Leveraging Blockchain for Transparent Corporate Treasury

The management of enterprise capital has grown incredibly complex in recent years. Modern corporate treasurers are tasked with managing liquidity, mitigating foreign exchange risks, optimizing working capital, and ensuring regulatory compliance across multiple international jurisdictions. Traditionally, these processes rely on heavily fragmented networks of banking partners, outdated clearing houses, and disconnected internal enterprise resource planning systems.

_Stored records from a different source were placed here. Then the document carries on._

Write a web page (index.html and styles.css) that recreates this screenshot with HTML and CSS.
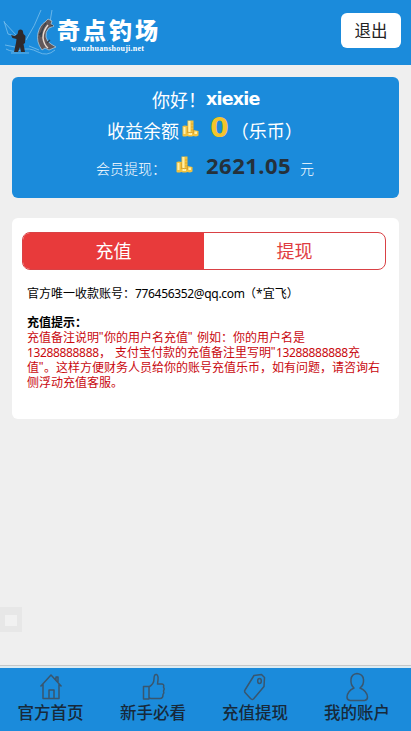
FILE: index.html
```html
<!DOCTYPE html>
<html lang="zh-CN">
<head>
<meta charset="utf-8">
<meta name="viewport" content="width=device-width">
<title>奇点钓场</title>
<link rel="stylesheet" href="styles.css">
</head>
<body>
<svg class="defs" width="0" height="0">
  <symbol id="coins" viewBox="0 0 17 17">
    <path fill="#f2c23e" d="M5.500.5H11.500V10L16.500 11V15.500Q14 17 11.500 16Q8 17 5.500 16Q2 17 .5 16V6Q3 5 5.500 6Z"/>
    <path fill="#fff0a8" d="M6.300 1h2.200V12H6.300zM1.500 7h2V14h-2zM12.500 11.500h2.500v2.500h-2.500zM6.500 13h3.500v2H6.500z"/>
    <path fill="none" stroke="#c68d21" stroke-width=".5" d="M5.500 6.500v6.500M11.500 9v5M5.500 12q3 1.500 6 0M9 4h2.500M9 7h2.500M9 10h2.500"/>
  </symbol>
</svg>
<header class="top">
  <div class="brand">
    <svg class="anglers" viewBox="0 0 54 48" fill="none">
      <path stroke="#7cc0ec" stroke-width=".8" d="M1 14 13 27M1 13 5 26 12 28M38 2Q32 18 23 32M49 2 47 14M3 41Q10 45 18 42T35 44T52 42M2 37 12 39M26 38 36 42M8 45h18"/>
      <path fill="#2f292b" d="M15 24q0-2.500 2.500-2.500T20 24l.5 2 2 2-.5 7-1.500 1 1.500 8h-4l-1-5-2 5h-4l2-9 .5-4-4-1-1.500-3 4 1 2.500-2z"/>
      <path fill="#62585a" stroke="#b9d3e2" stroke-width=".7" d="m45 11 4 2-1 3 3 2-5 2q-4 4-3 9 1 5 5 7l5 3-7 3-4-2-3 2q-6-8-4-17 2-8 7-11z"/>
      <path stroke="#e9dcd2" stroke-width="1.500" d="M45 17q-5 6-5 13 1 7 5 10"/>
      <path stroke="#35404b" stroke-width="1.200" d="M43 15q-5 7-5 14M39 24l-3 3M48 17l2 1M44 35l3-3"/>
    </svg>
    <div class="wordmark"><b>奇点钓场</b><span>wanzhuanshouji.net</span></div>
  </div>
  <a class="logout">退出</a>
</header>
<main>
  <section class="summary">
    <p class="hello"><span>你好！</span><b>xiexie</b></p>
    <p class="balance"><span>收益余额</span><svg class="coin"><use href="#coins"/></svg><b>0</b><span class="unit">（乐币）</span></p>
    <p class="cash"><span class="label">会员提现：</span><svg class="coin"><use href="#coins"/></svg><b>2621.05</b><span>元</span></p>
  </section>
  <section class="card">
    <div class="tabs"><a class="active">充值</a><a>提现</a></div>
    <p class="account"><span>官方唯一收款账号：</span><span class="mail">776456352@qq.com</span><span class="owner">（*宜飞）</span></p>
    <div class="tips">
      <b>充值提示：</b>
      <p>充值备注说明<i class="q">"</i>你的用户名充值<i class="q wide">"</i>例如：你的用户名是</p>
      <p><span class="num">13288888888</span>，<span class="gap"></span>支付宝付款的充值备注里写明<i class="q">"</i><span class="num">13288888888</span>充</p>
      <p>值<i class="q">"</i>。这样方便财务人员给你的账号充值乐币，如有问题，请咨询右</p>
      <p>侧浮动充值客服。</p>
    </div>
  </section>
</main>
<div class="float"></div>
<nav class="bottom">
  <a><svg viewBox="0 0 30 30"><path d="M4.500 14.500 15 3l10.500 11.500M7 12v14.500h16V12M13 26v-8h5v8M20 8V5h2v5"/></svg><span>官方首页</span></a>
  <a><svg viewBox="0 0 30 30"><path d="M5.500 14.500h5.500V27H5.500zM11 15q5-3 5-8 0-5 2.500-4.500Q21 3 19.500 12h4.500q2.500.5 1.500 3 1.500 2 0 4 1 2-.5 3.500 0 4-3 4H13q-2 0-2-2"/></svg><span>新手必看</span></a>
  <a><svg viewBox="0 0 30 30"><path d="m14 3.500 7.500-1 3 3-.5 9L13.500 27Q12 28 10.500 26.500L5.500 21q-1.500-1.500-.5-3z"/><ellipse cx="19.500" cy="9" rx="1.800" ry="2.500"/></svg><span>充值提现</span></a>
  <a><svg viewBox="0 0 30 30"><path d="M12 16Q8.500 13 9 7.500 9.500 2 15 1.500q6 .5 6.500 6 .5 5.500-3.500 8.500 7 3 7.500 9 0 3-3 3.500H8q-3-.5-3-3.500.5-6 7-9z"/></svg><span>我的账户</span></a>
</nav>
</body>
</html>
```
FILE: styles.css
```css
* { box-sizing: border-box; }
body {
  margin: 0;
  height: 731px;
  display: flex;
  flex-direction: column;
  overflow: hidden;
  background: #efefef;
  color: #000;
  font-family: "Noto Sans", "Noto Sans CJK SC", sans-serif;
  white-space: nowrap;
  text-spacing-trim: space-all;
}
p { margin: 0; }
.defs { position: absolute; }
.top {
  height: 65px;
  background: #1b8bdb;
  display: flex;
  justify-content: space-between;
  padding: 8px 10px 0 3px;
}
.brand { display: flex; }
.anglers { width: 54px; height: 48px; }
.wordmark { color: #fff; padding-top: 6px; }
.wordmark b {
  display: block;
  font: 900 23px/31px "Noto Sans CJK SC", sans-serif;
  letter-spacing: 3px;
}
.wordmark span {
  display: block;
  margin: -1px 0 0 14px;
  font: bold 8px/9px "Liberation Serif", serif;
  letter-spacing: .25px;
}
.logout {
  width: 60px;
  height: 35px;
  margin-top: 5px;
  border-radius: 6px;
  background: #fff;
  color: #222;
  font-size: 16.500px;
  line-height: 36px;
  text-align: center;
}
main { flex: 1; padding: 12px 12px 0; }
.summary {
  height: 121px;
  border-radius: 6px;
  background: #1b8bdb;
  color: #fff;
}
.summary p { display: flex; align-items: center; }
.hello { height: 34px; padding: 9px 0 0 140px; font-size: 18px; }
.hello b { font: bold 17.500px "DejaVu Sans", sans-serif; letter-spacing: -.8px; }
.hello span { width: 54px; }
.balance { height: 38px; padding: 0 0 0 95px; font-size: 18px; }
.coin { width: 17px; height: 17px; }
.balance .coin { margin: -4px 0 0 3px; }
.balance b {
  margin: -5px 0 0 11px;
  color: #f3c42c;
  font: bold 27px "DejaVu Sans", sans-serif;
}
.balance .unit { margin-left: 2px; }
.cash { height: 34px; padding-left: 84px; font-size: 14px; }
.cash .label { width: 80px; margin-top: 3px; font-weight: 300; }
.cash .coin { margin-top: -3px; }
.cash b {
  width: 94px;
  margin: -3px 0 0 13px;
  color: #25313b;
  font: bold 22px "Noto Sans", sans-serif;
  letter-spacing: .5px;
}
.cash b + span { margin-top: 3px; font-weight: 300; }
.card {
  height: 201px;
  margin-top: 20px;
  padding: 14px 13px 0 10px;
  border-radius: 6px;
  background: #fff;
}
.tabs {
  display: flex;
  height: 38px;
  border: 1px solid #d94145;
  border-radius: 8px;
  overflow: hidden;
}
.tabs a {
  flex: 1;
  color: #df3c41;
  font-size: 18px;
  line-height: 37px;
  text-align: center;
}
.tabs .active { background: #e83a3b; color: #fff; }
.account { display: flex; align-items: center; height: 20px; margin: 13px 0 0 5px; font-size: 12px; }
.mail { width: 110px; letter-spacing: -.33px; font-size: 12px; }
.owner { margin-left: -1px; }
.tips { margin: 12px 0 0 5px; font-size: 12px; line-height: 15px; color: #c9090f; }
.tips b { display: block; color: #000; }
.tips p { height: 15px; display: flex; }
.q { width: 5px; font: 12px/15px "Liberation Sans", sans-serif; }
.q.wide { width: 9px; }
.gap { width: 4px; }
.num { width: 72px; font: 12px/15px "Noto Sans", sans-serif; letter-spacing: -.35px; }
.float {
  position: absolute;
  top: 607px;
  left: 0;
  width: 22px;
  height: 25px;
  border: 5px solid #e7e7e7;
  border-width: 8px 5px 6px;
  background: #f1f1f1;
}
.bottom {
  height: 65px;
  display: grid;
  grid-template-columns: repeat(4, 102px);
  padding: 4px 0 0;
  border-top: 2px solid #dcebf2;
  background: #1b8bdb;
  box-shadow: 0 -1px #c5c7c8;
}
.bottom a { display: flex; flex-direction: column; align-items: center; }
.bottom a:first-child { padding-right: 1px; }
.bottom svg {
  width: 30px;
  height: 30px;
  fill: none;
  stroke: #39566e;
  stroke-width: 1.500;
  stroke-linejoin: round;
}
.bottom span { color: #17293a; font-size: 16.500px; font-weight: 500; line-height: 20px; margin-top: 1px; }
```
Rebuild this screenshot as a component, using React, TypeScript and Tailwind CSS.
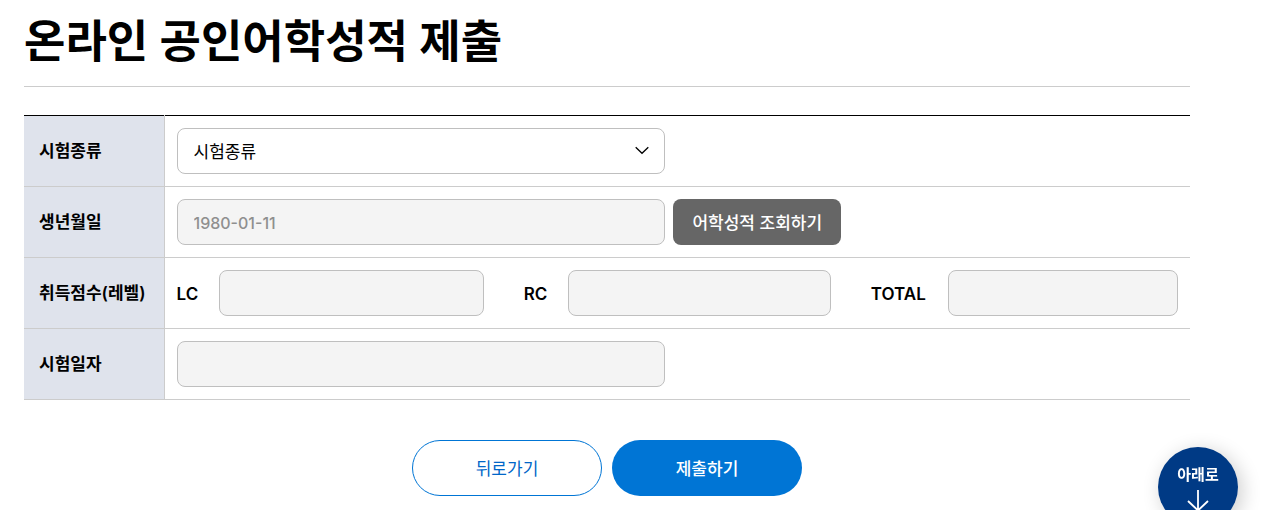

This technological fragmentation introduces significant frictional costs, settlement delays, and visibility gaps. In a fast-moving economic landscape, waiting days for cross-border transaction settlements or bank account reconciliations is no longer acceptable. To achieve real-time visibility and absolute operational efficiency, forward-thinking organizations are exploring enterprise blockchain technology. By implementing distributed ledger systems, businesses can completely overhaul their treasury management, establishing unprecedented financial transparency and structural control over global liquidity pools.

The Transparency Dilemma in Legacy Treasury Systems

Traditional treasury management operations suffer from a fundamental lack of visibility, primarily due to the linear nature of standard banking communication pipelines. When a multinational corporation attempts to move capital across subsidiaries or pay global suppliers, the transactional data must traverse multiple intermediary correspondent banks. Each institution utilizes its own ledger system, leading to several distinct operational bottlenecks.

  • Information Asymmetry: Treasurers often cannot determine the exact status, location, or routing fees of a cross-border transaction until it finally settles at the destination bank.

  • Reconciliation Inefficiencies: Because every bank maintains an isolated ledger, internal corporate treasury teams must spend massive amounts of manual labor matching bank statements against internal accounting records.

  • trapped Liquidity: Due to settlement delays and a lack of real-time cash position data, companies frequently hold excess buffer cash in regional accounts. This idle capital cannot be actively deployed for investments, debt reduction, or strategic operational expansions.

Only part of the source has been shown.